The last ten years have been filled with huge successes and tremendous learning curves. One thing this decade’s audience loves to do is speculate. Let’s do that for a bit. We’ve seen where we’ve been, now let’s think about where we might go. The following list is our top 10 predictions for the decade ahead…
10. Giant-Size X-Men
Wasn’t X-Men First Class fun? Didn’t it take you back to the feel of what the X-Men movies were capable of in X2? Fox has an interesting situation on their hands, the X-Men franchise has spun off with solo films and now a whole new prequel team, all the while the core franchise can absolutely continue. X-Men: The Last Stand wasn’t as bad as X-Men Origins: Wolverine, and Hugh Jackman and the producers aren’t skipping a beat with making The Wolverine, looking to make a much better movie than the previous solo Logan movie. The franchise is strong enough to weather a few stinkers, the characters and actors are all superb. All it takes is time spent on the script and include a capable director, the two times Fox didn’t do those VERY SIMPLE things, they ended up with two atrocious movies. First Class didn’t do as well as perhaps intended, but it still was very strong at the box office and very well received by audiences. X-Men isn’t broken, it just needs a little jolt. I think a film that bounces back between the end of the both eras would be fantastic and a great way to showcase all the actors; let’s face it, James McAvoy and Patrick Stewart, Michael Fassbender and Ian McKellen, bouncing back and forth in a film that is a sequel to every X-film before it? Hell yeah.
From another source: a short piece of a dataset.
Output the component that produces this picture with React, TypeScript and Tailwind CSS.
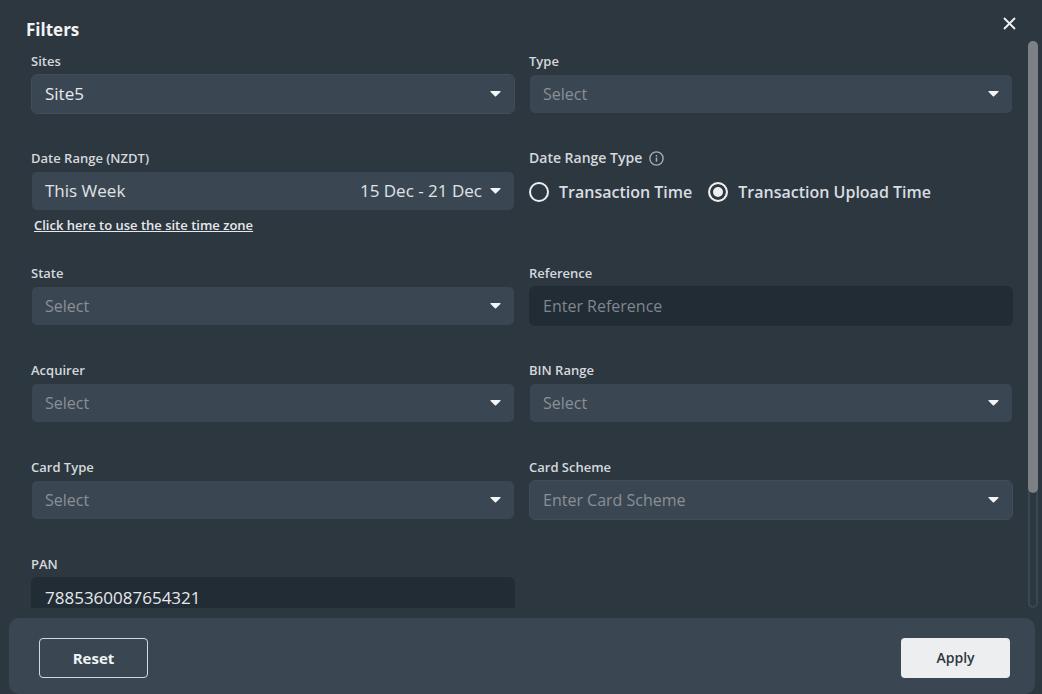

9. Rise of the Marvel Brain Trust
With the production of Iron Man, Marvel looked to their own think tank of comic creators to sit with the filmmakers and hash out the stories, punch holes in the plot, basically act as Hollywood’s greatest spotters while the directors were lifting the weights. The ideas from the “brain trust’s” respective comic stories have offered more than just great plots and action set pieces, they created a tone in the books that resonate insanely well on-screen. With Marvel Comic’s creators such as Brian Michael Bendis, Matt Fraction, Joe Quesada, Mark Millar, Tom Breevort and others producing such quality work, Marvel Studios saw that they already have storytellers with stories that could translate just as well in a movie. The people who work so hard on actually creating the universe got to play in the movie sandbox and the success of it is proved in the popularity of Iron Man and the other subsequent Marvel Studios movies.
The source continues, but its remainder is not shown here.